Linux has no need of secure boot. But nobody working in the field has the balls to say it. Windows does - it is the cesspit where every virus, worm, and rootkit lives and thrives. Iran would have had no reason to worry about its nuclear secrets being stolen if it was using UNIX-based systems.
But these companies, who collectively have much more muscle than Microsoft in the computer industry, just couldn't be bothered. That left the door open for Red Hat to indulge in grandstanding.
One of the great Peanuts cartoon by the late Charles M. Schulz tells us all about Microsoft in a couple of pages. It is the US football season, and along comes Lucy, with a pigskin in her hand, asking Charlie Brown to kick it while she holds it for him. Charlie Brown refuses, reminding her that she has done this many times in the past, only to pull it away at the last minute, resulting in him falling flat on his back.
But Lucy, remember gentle reader, is the persistent sort. And so, finally, Charlie Brown gives in, and comes charging up - only to fall flat on his back as she yanks the ball away at the last second. And she walks away, muttering something about his undying faith in human nature being an inspiration to all and sundry.

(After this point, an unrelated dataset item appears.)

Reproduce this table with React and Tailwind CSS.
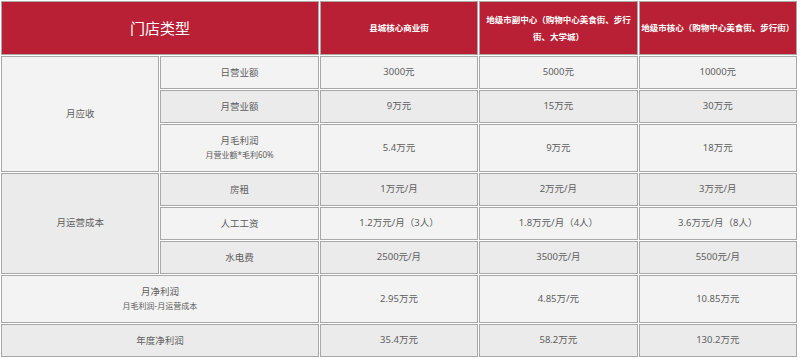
const rows = [
  { group: '月应收', span: 3, label: '日营业额', vals: ['3000元', '5000元', '10000元'] },
  { label: '月营业额', vals: ['9万元', '15万元', '30万元'] },
  { label: '月毛利润', sub: '月营业额*毛利60%', vals: ['5.4万元', '9万元', '18万元'] },
  { group: '月运营成本', span: 3, label: '房租', vals: ['1万元/月', '2万元/月', '3万元/月'] },
  { label: '人工工资', vals: ['1.2万元/月（3人）', '1.8万元/月（4人）', '3.6万元/月（8人）'] },
  { label: '水电费', vals: ['2500元/月', '3500元/月', '5500元/月'] },
  { wide: '月净利润', sub: '月毛利润-月运营成本', vals: ['2.95万元', '4.85万/元', '10.85万元'] },
  { wide: '年度净利润', vals: ['35.4万元', '58.2万元', '130.2万元'] },
];

const cell = 'border border-[#a8a8a8] p-0 text-center align-middle';

export default function App() {
  return (
    <div className="h-[358px] w-[800px] bg-white" style={{ fontFamily: '"Noto Sans", "Noto Sans CJK SC", sans-serif' }}>
      <table className="w-[798px] table-fixed border-separate border-spacing-[1px] bg-white text-[9.5px] text-[#5e5e5e]">
        <colgroup>
          <col className="w-[158.4px]" />
          <col className="w-[158.4px]" />
          <col className="w-[158.4px]" />
          <col className="w-[158.4px]" />
          <col className="w-[158.4px]" />
        </colgroup>
        <thead>
          <tr className="h-[54px] bg-[#b92035] text-white">
            <th colSpan={2} className={`${cell} text-[15px] font-normal`}>门店类型</th>
            <th className={`${cell} text-[8.5px] font-bold`}>县城核心商业街</th>
            <th className={`${cell} text-[8.5px] leading-[17px] font-bold`}>
              地级市副中心（购物中心美食街、步行
              <br />
              街、大学城）
            </th>
            <th className={`${cell} whitespace-nowrap text-[8.5px] font-bold`}>地级市核心（购物中心美食街、步行街）</th>
          </tr>
        </thead>
        <tbody>
          {rows.map((r, i) => {
            const bg = i % 2 === 0 ? 'bg-[#f3f3f3]' : 'bg-[#ebebeb]';
            const h = r.sub ? 'h-[48px]' : 'h-[33px]';
            return (
              <tr key={i} className={h}>
                {r.group && (
                  <td rowSpan={r.span} className={`${cell} ${bg}`}>{r.group}</td>
                )}
                {r.wide ? (
                  <td colSpan={2} className={`${cell} ${bg}`}>
                    <div className="leading-[14px]">{r.wide}</div>
                    {r.sub && <div className="text-[8px] leading-[14px]">{r.sub}</div>}
                  </td>
                ) : (
                  <td className={`${cell} ${bg}`}>
                    <div className="leading-[14px]">{r.label}</div>
                    {r.sub && <div className="text-[8px] leading-[14px]">{r.sub}</div>}
                  </td>
                )}
                {r.vals.map((v, j) => (
                  <td key={j} className={`${cell} ${bg}`}>{v}</td>
                ))}
              </tr>
            );
          })}
        </tbody>
      </table>
    </div>
  );
}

What better illustration of the way Microsoft does things? It is repeatedly able to persuade seemingly sane companies to join hands with it - and then yanks the equivalent of the ball away at the last minute. This has happened right from the days when it short-changed Gary Kildall before MS-DOS even existed. And it has gone on right through its existence. Embrace, extend and extinguish is what has made Microsoft. It knows no other methods.
Red Hat will find out over the next few years that the leopard never changes its spots.